Out-Law Analysis 2 min. read
05 Nov 2020, 10:31 am
From midnight 21 October 2020, Ireland commenced the highest level of 'lockdown' restrictions for a six-week period, to be reviewed after four weeks. As a result, amendments were also made to the level of payments under the Employment Wage Subsidy Scheme and the Pandemic Unemployment Payment, which will be in place until the end of January 2021.
Written by Jason McMenamin of Pinsent Masons, the law firm behind Out-Law.
Under the 2020 Emergency Measures in the Public Interest (Covid-19) Act, employees who have been laid off or kept on short-time due to the effects of measures taken by the employer in order to comply with, or as a consequence of, government policy to prevent, limit, minimise or slow the spread of infection of Covid-19 cannot trigger a redundancy situation during the 'emergency period'.
Ordinarily, the 1967 Redundancy Payments Act permits an employer to lay off an employee if the employer:
Where employees are laid off or placed on short time working, they are usually able to convert the lay-off or short-time working to a redundancy situation. Employees, who have been laid off or placed on short-time working for four or more consecutive weeks or six weeks in any 13 week period, can notify their employer of their intention to claim redundancy. The employer can prevent this if, within four weeks of this notice, it can guarantee the employee 13 consecutive weeks of work without lay-off or short-time working.
However, the right of an employee to trigger a redundancy situation has been suspended during the emergency period where the lay-off or short time is a consequence of Covid-19. Ireland's emergency period initially ran from 13 March until 31 May, but this was further extended to 10 August and then 17 September and it has now been extended until30 November. The reason behind the amendments is to prevent a situation where, if a redundancy was triggered, the employer may not be in a position to afford to pay redundancy due to cash flow issues which would, in some cases, propel the business into insolvency.
However, it should be noted that the extension only delays the date by which an employee can trigger a redundancy if they have been laid-off or put on short-time work for a period ending on 30 November. All other redundancy provisions remain unchanged and in force.
While Ireland had changed the payment rates of the PUP in September, the latest public health restrictions has resulted in further changes and the reintroduction of the €350 rate. From 16 October 2020 until 31 January 2021 the PUP will be paid at four rates as set out below:
Prior gross weekly earnings | PUP payment |
---|---|
More than €400 | €350 |
Between €300 and €399.99 | €300 |
Between €200 and €299.99 | €250 |
Less than €200 | €203 |
The new rates are effective from 16 October 2020. The department will examine the person’s average gross weekly earnings in 2019, and compare it to their average gross weekly earnings in January and February 2020. The higher earnings figure will be used to determine their weekly PUP rate. The payments will be liable to income tax at the end of the year.

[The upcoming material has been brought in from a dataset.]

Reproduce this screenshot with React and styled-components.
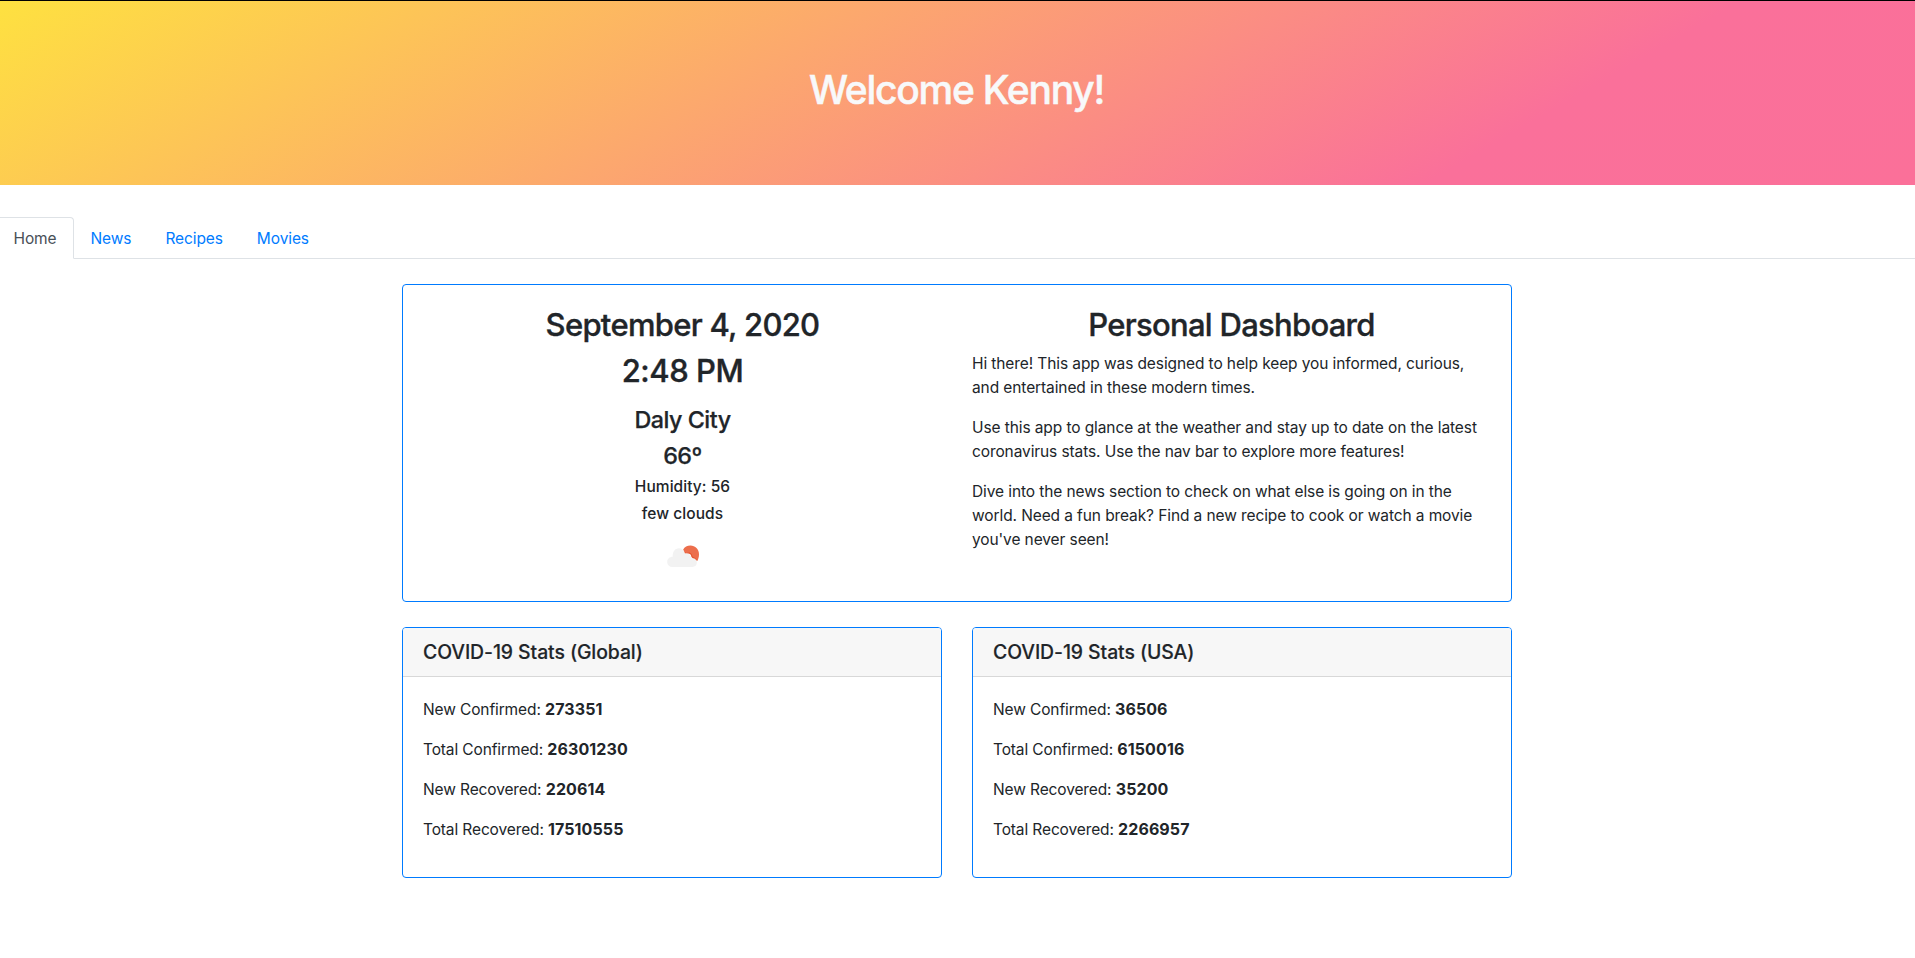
import React from "react";
import styled, { createGlobalStyle } from "styled-components";

const GlobalStyle = createGlobalStyle`
  *, *::before, *::after { box-sizing: border-box; }
  html, body { margin: 0; height: 100%; overflow: hidden; background: #fff; }
  body {
    font-family: Inter, "Liberation Sans", sans-serif;
    font-size: 15.5px;
    line-height: 24px;
    letter-spacing: -0.1px;
    color: #212529;
    font-feature-settings: "calt" 0;
  }
  p, h1, h2, h4, h5, h6 { margin: 0; }
`;

const Page = styled.div`
  border-top: 1px solid #000;
  height: 958px;
  overflow: hidden;
`;

const Jumbotron = styled.header`
  height: 184px;
  padding: 65px 34px 63px 32px;
  text-align: center;
  background: linear-gradient(150deg, #fee140 0%, #fa709a 78%, #fb7099 100%);
`;

const Welcome = styled.h1`
  font-size: 39px;
  line-height: 48px;
  font-weight: 500;
  letter-spacing: -1.25px;
  -webkit-text-stroke: 0.5px currentColor;
  color: #f8f9fa;
`;

const Tabs = styled.nav`
  display: flex;
  margin: 32px 0 25px;
  border-bottom: 1px solid #dee2e6;
`;

const Tab = styled.a`
  height: 42px;
  padding: 9px 16px 7px;
  margin-bottom: -1px;
  border: 1px solid transparent;
  border-radius: 4px 4px 0 0;
  color: #007bff;
  text-decoration: none;

  &:first-child { margin-left: -3.5px; }

  ${({ $active }) =>
    $active &&
    `
    color: #495057;
    background: #fff;
    border-color: #dee2e6 #dee2e6 #fff;
  `}
`;

const Container = styled.main`
  width: 1110px;
  margin-left: calc(50% - 555.5px);
`;

const Card = styled.section`
  border: 1px solid #007bff;
  border-radius: 4px;
  background: #fff;
  overflow: hidden;
`;

const Overview = styled(Card)`
  display: grid;
  grid-template-columns: 1fr 1fr;
  column-gap: 30px;
  height: 318px;
  padding: 20px;
  margin-bottom: 25px;
`;

const Weather = styled.div`
  display: flex;
  flex-direction: column;
  align-items: center;
`;

const Heading = styled.h2`
  font-size: 31px;
  line-height: 38.4px;
  font-weight: 500;
  letter-spacing: ${({ $tracking }) => $tracking || "-0.71px"};
  -webkit-text-stroke: 0.35px currentColor;
  padding-top: 1px;
  margin-bottom: 7px;
  text-align: center;
`;

const About = styled.div`
  white-space: nowrap;

  ${Heading} { margin-bottom: 8px; }
`;

const City = styled.h4`
  font-size: 23.3px;
  line-height: 28.8px;
  font-weight: 500;
  letter-spacing: -0.47px;
  -webkit-text-stroke: 0.25px currentColor;
  margin: ${({ $first }) => ($first ? "8px 0 7px" : "0 0 6.5px")};
`;

const Detail = styled.h6`
  font-size: 15.5px;
  line-height: 19.2px;
  font-weight: 500;
  letter-spacing: 0.05px;
  margin-bottom: 8px;
`;

const Paragraph = styled.p`
  margin-bottom: 16px;
`;

const Stats = styled.div`
  display: grid;
  grid-template-columns: 1fr 1fr;
  gap: 30px;
`;

const StatsCard = styled(Card)`
  height: 251px;
`;

const StatsHeader = styled.div`
  height: 49px;
  padding: 12px 20px;
  background: #f7f7f7;
  border-bottom: 1px solid #d8d8d8;
`;

const StatsTitle = styled.h5`
  font-size: 19.4px;
  line-height: 24px;
  font-weight: 500;
  letter-spacing: -0.08px;
  -webkit-text-stroke: 0.15px currentColor;
`;

const StatsBody = styled.div`
  padding: 21px 20px 20px;
  letter-spacing: -0.12px;
`;

const Value = styled.strong`
  font-size: 16px;
  line-height: 0;
  font-weight: 680;
  letter-spacing: 0.1px;
`;

const Cloud = styled.svg`
  display: block;
`;

function FewClouds() {
  return (
    <Cloud width="50" height="50" viewBox="0 0 50 50" aria-label="few clouds">
      <path
        d="M25.2 18.6c1.3-2.4 4.1-4 7.2-4 4.9 0 8.6 3.7 8.6 8.6 0 2.6-.6 4.8-1.7 6.8l-2.8-1-2.6-2.2-1.4-3.2-2.2-1-3.2 1.8Z"
        fill="#ec6e4c"
      />
      <path
        d="M27.2 21.6l1 .9 3.2-.6 1.8 1 1.1 3.2 2.4.9 1.6 2"
        fill="none"
        stroke="#e2552f"
        strokeWidth="0.9"
      />
      <path
        d="M14.2 36a5 5 0 0 1-5-5.1c0-2.9 2.3-5.1 5.5-5.1-.2-5 2.3-8.5 6.2-8.5 3 0 5.3 2 6 5.2 3.5-.8 6.2 1.4 6.5 4.8 3.3-.5 5.5 1.4 5.5 4.3 0 2.6-1.9 4.4-4.6 4.4Z"
        fill="#f2f2f2"
      />
    </Cloud>
  );
}

const tabs = ["Home", "News", "Recipes", "Movies"];

const regions = [
  {
    title: "COVID-19 Stats (Global)",
    rows: [
      ["New Confirmed", "273351"],
      ["Total Confirmed", "26301230"],
      ["New Recovered", "220614"],
      ["Total Recovered", "17510555"],
    ],
  },
  {
    title: "COVID-19 Stats (USA)",
    rows: [
      ["New Confirmed", "36506"],
      ["Total Confirmed", "6150016"],
      ["New Recovered", "35200"],
      ["Total Recovered", "2266957"],
    ],
  },
];

export default function App() {
  return (
    <>
      <GlobalStyle />
      <Page>
        <Jumbotron>
          <Welcome>Welcome Kenny!</Welcome>
        </Jumbotron>
        <Tabs>
          {tabs.map((name, i) => (
            <Tab key={name} href="#" $active={i === 0}>
              {name}
            </Tab>
          ))}
        </Tabs>
        <Container>
          <Overview>
            <Weather>
              <Heading>September 4, 2020</Heading>
              <Heading $tracking="-0.45px">2:48 PM</Heading>
              <City $first>Daly City</City>
              <City>66º</City>
              <Detail>Humidity: 56</Detail>
              <Detail>few clouds</Detail>
              <FewClouds />
            </Weather>
            <About>
              <Heading>Personal Dashboard</Heading>
              <Paragraph>
                Hi there! This app was designed to help keep you informed, curious,
                <br />
                and entertained in these modern times.
              </Paragraph>
              <Paragraph>
                Use this app to glance at the weather and stay up to date on the latest
                <br />
                coronavirus stats. Use the nav bar to explore more features!
              </Paragraph>
              <Paragraph>
                Dive into the news section to check on what else is going on in the
                <br />
                world. Need a fun break? Find a new recipe to cook or watch a movie
                <br />
                you've never seen!
              </Paragraph>
            </About>
          </Overview>
          <Stats>
            {regions.map(({ title, rows }) => (
              <StatsCard key={title}>
                <StatsHeader>
                  <StatsTitle>{title}</StatsTitle>
                </StatsHeader>
                <StatsBody>
                  {rows.map(([label, value]) => (
                    <Paragraph key={label}>
                      {label}: <Value>{value}</Value>
                    </Paragraph>
                  ))}
                </StatsBody>
              </StatsCard>
            ))}
          </Stats>
        </Container>
      </Page>
    </>
  );
}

It is proposed that there will be further changes to rates in February and April 2021.
Ireland's minister for finance announced that the rates of subsidy for the EWSS would also be revised to achieve better alignment to the PUP rates.
The revised EWSS subsidy rates effective from 20 October to 31 January are as follows:
Gross weekly pay | Revised rates |
---|---|
More than €1,462 | Nil |
Between €400 and €1,462 | €350 |
Between €300 and €399.99 | €300 |
Between €203 and €299.99 | €250 |
Between €151.50 and €202.99 | €203 |
Less than €151.50 | Nil |
While the extension to Ireland's temporary redundancy provisions are due to expire at the end of November, a day before the current six week public health restrictions are also due to expire, it remains to be seen whether the government will once more extend the emergency period in order to mitigate against the risk of insolvency and bankruptcy situations which could result in further job losses.